--- START Records shown ---
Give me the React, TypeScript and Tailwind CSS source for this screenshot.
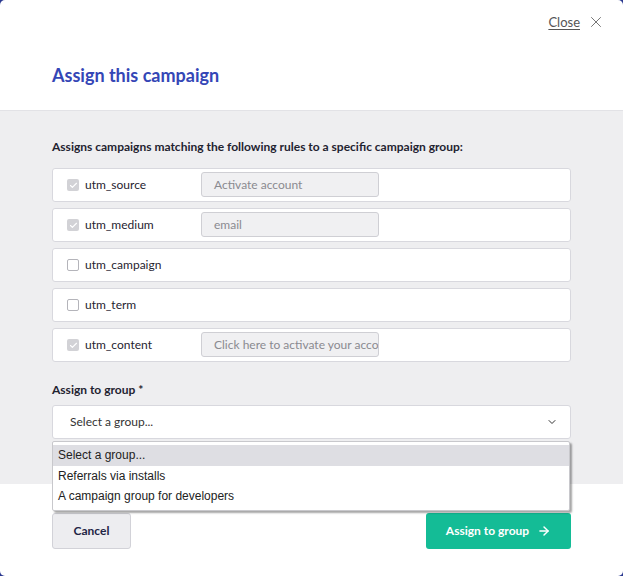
import { ChevronDown, ArrowRight, X, Check } from "lucide-react";

const rules = [
  { name: "utm_source", checked: true, value: "Activate account" },
  { name: "utm_medium", checked: true, value: "email" },
  { name: "utm_campaign", checked: false, value: null },
  { name: "utm_term", checked: false, value: null },
  { name: "utm_content", checked: true, value: "Click here to activate your account" },
];

const groups = ["Select a group...", "Referrals via installs", "A campaign group for developers"];

const App = () => {
  return (
    <div className="h-[576px] w-[623px] bg-[#2b3990] font-['Lato',sans-serif]">
      <div className="relative flex h-full flex-col overflow-hidden rounded-[5px] bg-white">
        <header className="h-[111px] border-b border-[#e2e2e6] px-[52px]">
          <div className="-mr-[34px] flex items-center justify-end gap-[7px] pt-[13px]">
            <span className="text-[13px] leading-[18px] text-[#555] underline underline-offset-2">Close</span>
            <X className="h-[18px] w-[18px] text-[#666]" strokeWidth={1.2} />
          </div>
          <h1 className="mt-[32px] text-[18px] leading-[24px] font-bold text-[#3446b6]">
            Assign this campaign
          </h1>
        </header>

        <section className="flex-1 bg-[#eeeef0] px-[52px] pt-[28px]">
          <p className="text-[12px] leading-[16px] font-bold text-[#1f2330]">
            Assigns campaigns matching the following rules to a specific campaign group:
          </p>

          <div className="mt-[13px] flex flex-col gap-[6px]">
            {rules.map((rule) => (
              <div
                key={rule.name}
                className="flex h-[34px] items-center rounded-[3px] border border-[#d8d8de] bg-white pl-[14px]"
              >
                {rule.checked ? (
                  <span className="flex h-[12px] w-[12px] items-center justify-center rounded-[2px] bg-[#d2d2d6]">
                    <Check className="h-[9px] w-[9px] text-white" strokeWidth={3} />
                  </span>
                ) : (
                  <span className="h-[12px] w-[12px] rounded-[2px] border border-[#b4b4ba] bg-white" />
                )}
                <span className="ml-[6px] w-[116px] text-[12px] text-[#1f2330]">{rule.name}</span>
                {rule.value && (
                  <div className="-mt-[2px] h-[25px] w-[178px] overflow-hidden whitespace-nowrap rounded-[3px] border border-[#cfcfd4] bg-[#f0f0f2] pl-[12px] pr-[2px] text-[12px] leading-[23px] text-[#8a8a90]">
                    {rule.value}
                  </div>
                )}
              </div>
            ))}
          </div>

          <p className="mt-[20px] text-[12px] leading-[16px] font-bold text-[#1f2330]">Assign to group *</p>

          <div className="mt-[7px] flex h-[34px] items-center justify-between rounded-[3px] border border-[#d8d8de] bg-white pl-[17px] pr-[12px]">
            <span className="text-[12px] text-[#333]">Select a group...</span>
            <ChevronDown className="h-[12px] w-[12px] text-[#333]" strokeWidth={2} />
          </div>
        </section>

        <footer className="flex h-[92px] items-start justify-between px-[52px] pt-[29px]">
          <button className="h-[36px] w-[79px] rounded-[3px] border border-[#d2d2d8] bg-[#ededf0] text-[12px] font-bold text-[#1f2545]">
            Cancel
          </button>
          <button className="flex h-[36px] w-[145px] items-center justify-center gap-[8px] rounded-[3px] bg-[#14bc96] text-[12px] font-bold text-white">
            Assign to group
            <ArrowRight className="h-[14px] w-[14px]" strokeWidth={2.5} />
          </button>
        </footer>

        <ul className="absolute left-[52px] top-[441px] w-[518px] rounded-[2px] border border-[#c8c8cc] bg-white py-[3px] font-['Liberation_Sans',Arial,sans-serif] text-[12px] text-[#222] shadow-[2px_2px_2px_rgba(0,0,0,0.35)]">
          {groups.map((g, i) => (
            <li
              key={g}
              className={`h-[20.5px] pl-[5px] leading-[20px] ${i === 0 ? "bg-[#dedee3]" : ""}`}
            >
              {g}
            </li>
          ))}
        </ul>
      </div>
    </div>
  );
};

export default App;
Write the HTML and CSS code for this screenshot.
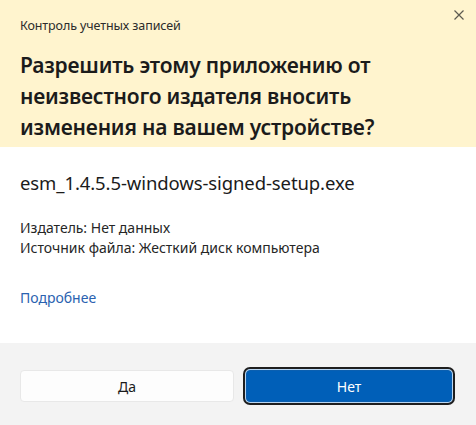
FILE: index.html
```html
<!DOCTYPE html>
<html lang="ru">
<head>
<meta charset="utf-8">
<title>Контроль учетных записей</title>
<link rel="stylesheet" href="styles.css">
</head>
<body>
<div class="dialog">
  <div class="header">
    <div class="topbar">
      <span class="app-title">Контроль учетных записей</span>
      <span class="close" aria-label="Закрыть">
        <svg width="10" height="10" viewBox="0 0 10 10"><path d="M0.5 0.5 L9.5 9.5 M9.5 0.5 L0.5 9.5" stroke="#5c5a50" stroke-width="1.2" fill="none"/></svg>
      </span>
    </div>
    <h1 class="question">Разрешить этому приложению от неизвестного издателя вносить изменения на вашем устройстве?</h1>
  </div>
  <div class="content">
    <div class="filename">esm_1.4.5.5-windows-signed-setup.exe</div>
    <div class="details">
      <div>Издатель: Нет данных</div>
      <div>Источник файла: Жесткий диск компьютера</div>
    </div>
    <a class="more" href="#">Подробнее</a>
  </div>
  <div class="footer">
    <button class="btn btn-yes">Да</button>
    <button class="btn btn-no">Нет</button>
  </div>
</div>
</body>
</html>
```

FILE: styles.css
```css
html, body {
  margin: 0;
  padding: 0;
  background: #ffffff;
}
body {
  font-family: "Noto Sans", "Open Sans", sans-serif;
  color: #1b1b1b;
}
.dialog {
  width: 476px;
  height: 425px;
  display: flex;
  flex-direction: column;
  background: #ffffff;
}
.header {
  background: #fff4ce;
  height: 147px;
  flex: none;
  box-sizing: border-box;
  padding: 0 20px;
}
.topbar {
  position: relative;
  height: 35px;
  padding-top: 17px;
  box-sizing: border-box;
}
.app-title {
  display: block;
  font-size: 12.5px;
  line-height: 18px;
  color: #2b2b2b;
  letter-spacing: -0.1px;
}
.close {
  position: absolute;
  top: 10px;
  right: -8px;
  display: flex;
}
.question {
  margin: 15px 0 0 0;
  font-size: 21px;
  line-height: 31px;
  font-weight: 600;
  color: #1b1b1b;
  letter-spacing: -0.2px;
  width: 400px;
}
.content {
  flex: 1;
  padding: 24px 20px 0 20px;
}
.filename {
  font-size: 18.5px;
  line-height: 24px;
  color: #1b1b1b;
  letter-spacing: -0.1px;
}
.details {
  margin-top: 23px;
  font-size: 14px;
  line-height: 20px;
  color: #262626;
}
.more {
  display: block;
  width: max-content;
  margin-top: 30px;
  font-size: 14px;
  line-height: 20px;
  color: #2a62b0;
  text-decoration: none;
}
.footer {
  background: #f3f3f3;
  height: 82px;
  flex: none;
  box-sizing: border-box;
  display: flex;
  align-items: flex-start;
  gap: 12px;
  padding: 27px 24px 0 20px;
}
.btn {
  height: 32px;
  border-radius: 4px;
  font-family: "Noto Sans", "Open Sans", sans-serif;
  font-size: 14px;
  cursor: pointer;
}
.btn-yes {
  width: 214px;
  background: #fdfdfd;
  border: 1px solid #e8e8e8;
  color: #1b1b1b;
}
.btn-no {
  width: 206px;
  background: #005fb8;
  border: 1px solid #0a5fb0;
  color: #ffffff;
  box-shadow: 0 0 0 1px #b9d6f2, 0 0 0 3px #1e1e1e;
}
```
--- END Records shown ---
▸ Short problem: Set down word for word the lines from the first entry through the line with "campaign group for", both included, omitting pictures.

▸ Correct output:
Give me the React, TypeScript and Tailwind CSS source for this screenshot.
import { ChevronDown, ArrowRight, X, Check } from "lucide-react";

const rules = [
  { name: "utm_source", checked: true, value: "Activate account" },
  { name: "utm_medium", checked: true, value: "email" },
  { name: "utm_campaign", checked: false, value: null },
  { name: "utm_term", checked: false, value: null },
  { name: "utm_content", checked: true, value: "Click here to activate your account" },
];

const groups = ["Select a group...", "Referrals via installs", "A campaign group for developers"];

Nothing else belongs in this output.